| WHAT NEEDS TO BE DONE |
Examine each line of the data. Copy those that contain the string "page".

| DATASET EXCERPT |
--
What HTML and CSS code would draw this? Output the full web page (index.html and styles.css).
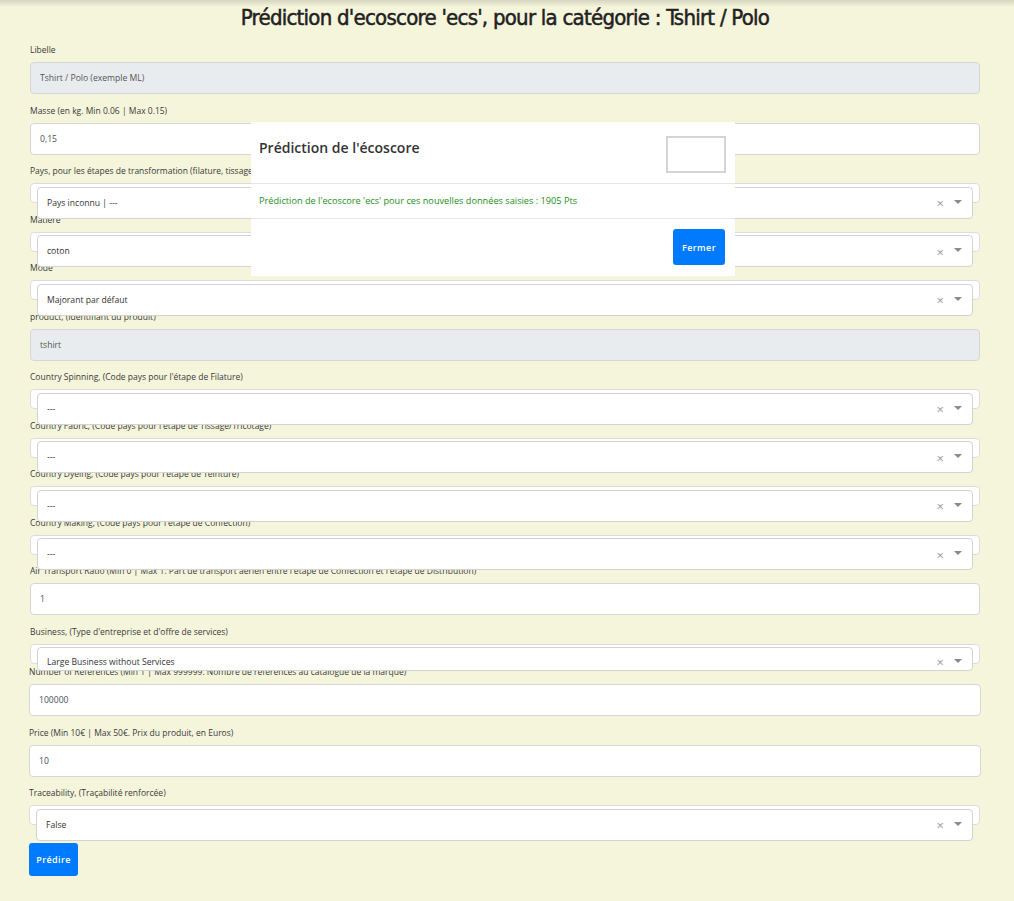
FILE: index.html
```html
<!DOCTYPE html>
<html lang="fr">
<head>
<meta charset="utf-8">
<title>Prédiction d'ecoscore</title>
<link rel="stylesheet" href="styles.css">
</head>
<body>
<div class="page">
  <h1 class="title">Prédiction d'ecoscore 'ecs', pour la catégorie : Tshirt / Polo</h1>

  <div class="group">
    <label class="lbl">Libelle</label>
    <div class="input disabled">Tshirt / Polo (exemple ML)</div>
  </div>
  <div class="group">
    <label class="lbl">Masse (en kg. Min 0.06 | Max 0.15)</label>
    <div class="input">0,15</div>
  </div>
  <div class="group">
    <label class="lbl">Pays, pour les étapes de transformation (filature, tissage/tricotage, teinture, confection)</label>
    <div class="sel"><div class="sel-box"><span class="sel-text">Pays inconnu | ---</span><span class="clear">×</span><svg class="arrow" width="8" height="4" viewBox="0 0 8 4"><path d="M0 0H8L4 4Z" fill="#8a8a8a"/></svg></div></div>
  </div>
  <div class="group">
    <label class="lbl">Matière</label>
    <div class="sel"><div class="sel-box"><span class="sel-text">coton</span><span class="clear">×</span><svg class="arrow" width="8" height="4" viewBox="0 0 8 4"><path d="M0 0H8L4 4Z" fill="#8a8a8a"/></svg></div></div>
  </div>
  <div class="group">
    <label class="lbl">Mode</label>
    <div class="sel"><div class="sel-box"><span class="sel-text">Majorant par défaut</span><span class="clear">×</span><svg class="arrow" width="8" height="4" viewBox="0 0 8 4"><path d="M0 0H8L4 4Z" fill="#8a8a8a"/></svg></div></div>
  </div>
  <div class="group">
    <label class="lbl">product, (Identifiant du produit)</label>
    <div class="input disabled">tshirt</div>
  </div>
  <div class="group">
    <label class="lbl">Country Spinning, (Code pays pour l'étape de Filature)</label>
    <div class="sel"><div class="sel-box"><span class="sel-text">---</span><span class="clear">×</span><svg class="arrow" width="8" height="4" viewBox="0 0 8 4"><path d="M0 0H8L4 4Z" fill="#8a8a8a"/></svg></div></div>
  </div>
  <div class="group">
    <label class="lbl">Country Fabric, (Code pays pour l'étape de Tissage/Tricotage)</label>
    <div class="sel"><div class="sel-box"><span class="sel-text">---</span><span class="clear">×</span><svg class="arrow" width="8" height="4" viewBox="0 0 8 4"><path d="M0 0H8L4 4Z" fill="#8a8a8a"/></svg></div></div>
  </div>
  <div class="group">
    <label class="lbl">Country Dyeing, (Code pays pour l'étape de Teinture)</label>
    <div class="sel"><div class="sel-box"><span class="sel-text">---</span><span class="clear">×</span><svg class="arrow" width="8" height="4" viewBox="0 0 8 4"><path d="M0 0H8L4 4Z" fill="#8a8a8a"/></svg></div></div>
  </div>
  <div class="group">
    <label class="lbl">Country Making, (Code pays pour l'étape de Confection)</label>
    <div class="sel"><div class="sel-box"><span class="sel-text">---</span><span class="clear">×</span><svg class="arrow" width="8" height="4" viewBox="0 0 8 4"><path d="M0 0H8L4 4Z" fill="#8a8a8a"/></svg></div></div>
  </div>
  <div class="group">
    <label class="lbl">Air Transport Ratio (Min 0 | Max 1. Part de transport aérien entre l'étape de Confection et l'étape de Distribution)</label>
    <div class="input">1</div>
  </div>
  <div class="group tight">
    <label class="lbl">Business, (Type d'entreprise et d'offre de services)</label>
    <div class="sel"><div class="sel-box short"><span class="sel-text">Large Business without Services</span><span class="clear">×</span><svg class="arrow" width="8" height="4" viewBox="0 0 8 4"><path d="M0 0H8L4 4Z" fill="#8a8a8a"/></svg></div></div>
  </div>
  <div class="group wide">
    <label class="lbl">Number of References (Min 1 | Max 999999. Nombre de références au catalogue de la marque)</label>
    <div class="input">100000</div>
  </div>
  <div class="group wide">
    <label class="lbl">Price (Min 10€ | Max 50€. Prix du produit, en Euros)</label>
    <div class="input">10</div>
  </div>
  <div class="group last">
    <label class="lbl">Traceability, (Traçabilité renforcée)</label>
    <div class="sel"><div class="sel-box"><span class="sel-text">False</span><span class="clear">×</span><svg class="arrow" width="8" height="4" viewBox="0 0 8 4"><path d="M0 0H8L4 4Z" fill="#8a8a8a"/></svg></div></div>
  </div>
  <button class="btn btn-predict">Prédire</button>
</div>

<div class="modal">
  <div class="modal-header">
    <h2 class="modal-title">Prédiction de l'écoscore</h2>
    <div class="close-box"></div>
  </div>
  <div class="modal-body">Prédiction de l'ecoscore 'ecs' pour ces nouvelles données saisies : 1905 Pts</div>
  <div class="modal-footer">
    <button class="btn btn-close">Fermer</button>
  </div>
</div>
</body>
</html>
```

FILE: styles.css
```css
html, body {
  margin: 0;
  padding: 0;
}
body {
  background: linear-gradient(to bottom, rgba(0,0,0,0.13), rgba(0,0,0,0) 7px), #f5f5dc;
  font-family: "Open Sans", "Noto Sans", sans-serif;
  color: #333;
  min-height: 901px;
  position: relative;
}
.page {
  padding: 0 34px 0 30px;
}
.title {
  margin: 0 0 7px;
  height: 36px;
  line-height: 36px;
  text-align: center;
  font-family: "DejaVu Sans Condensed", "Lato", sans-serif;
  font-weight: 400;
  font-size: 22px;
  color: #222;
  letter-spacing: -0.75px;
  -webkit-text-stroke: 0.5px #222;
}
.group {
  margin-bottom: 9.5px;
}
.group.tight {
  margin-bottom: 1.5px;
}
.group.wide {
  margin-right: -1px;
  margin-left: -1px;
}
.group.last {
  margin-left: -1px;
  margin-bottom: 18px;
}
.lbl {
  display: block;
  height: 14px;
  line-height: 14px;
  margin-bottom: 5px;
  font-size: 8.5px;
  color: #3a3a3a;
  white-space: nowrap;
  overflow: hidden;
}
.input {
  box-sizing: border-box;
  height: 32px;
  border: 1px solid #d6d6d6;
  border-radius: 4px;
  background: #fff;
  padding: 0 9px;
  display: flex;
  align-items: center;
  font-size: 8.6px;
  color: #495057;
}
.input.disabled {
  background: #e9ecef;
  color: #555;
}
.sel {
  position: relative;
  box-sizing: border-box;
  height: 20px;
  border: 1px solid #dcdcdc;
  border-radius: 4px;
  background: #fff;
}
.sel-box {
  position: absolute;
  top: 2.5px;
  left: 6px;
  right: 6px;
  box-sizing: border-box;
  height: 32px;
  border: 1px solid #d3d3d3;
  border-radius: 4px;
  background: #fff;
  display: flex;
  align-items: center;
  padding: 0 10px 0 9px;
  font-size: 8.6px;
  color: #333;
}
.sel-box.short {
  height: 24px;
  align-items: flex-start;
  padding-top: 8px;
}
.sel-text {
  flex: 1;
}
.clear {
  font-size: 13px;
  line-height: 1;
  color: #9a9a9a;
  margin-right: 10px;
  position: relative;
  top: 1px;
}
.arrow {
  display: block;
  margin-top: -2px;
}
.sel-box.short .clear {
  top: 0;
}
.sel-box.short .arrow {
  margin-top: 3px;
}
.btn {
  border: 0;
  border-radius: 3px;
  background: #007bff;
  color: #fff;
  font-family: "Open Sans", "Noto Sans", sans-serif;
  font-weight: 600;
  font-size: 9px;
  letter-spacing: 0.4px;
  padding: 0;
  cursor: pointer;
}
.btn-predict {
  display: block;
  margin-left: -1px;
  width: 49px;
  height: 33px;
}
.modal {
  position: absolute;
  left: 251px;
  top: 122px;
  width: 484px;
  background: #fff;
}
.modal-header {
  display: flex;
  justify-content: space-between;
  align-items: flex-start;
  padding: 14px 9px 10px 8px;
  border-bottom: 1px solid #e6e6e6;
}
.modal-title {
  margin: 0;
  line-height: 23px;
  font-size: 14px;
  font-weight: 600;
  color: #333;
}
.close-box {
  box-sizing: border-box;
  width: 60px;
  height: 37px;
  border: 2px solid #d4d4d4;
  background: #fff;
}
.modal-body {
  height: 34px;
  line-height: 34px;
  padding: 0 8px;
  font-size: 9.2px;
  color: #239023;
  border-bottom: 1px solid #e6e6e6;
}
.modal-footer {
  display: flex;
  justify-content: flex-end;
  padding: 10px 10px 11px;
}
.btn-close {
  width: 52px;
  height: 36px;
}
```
--
| RIGHT ANSWER |
What HTML and CSS code would draw this? Output the full web page (index.html and styles.css).
<div class="page">
.page {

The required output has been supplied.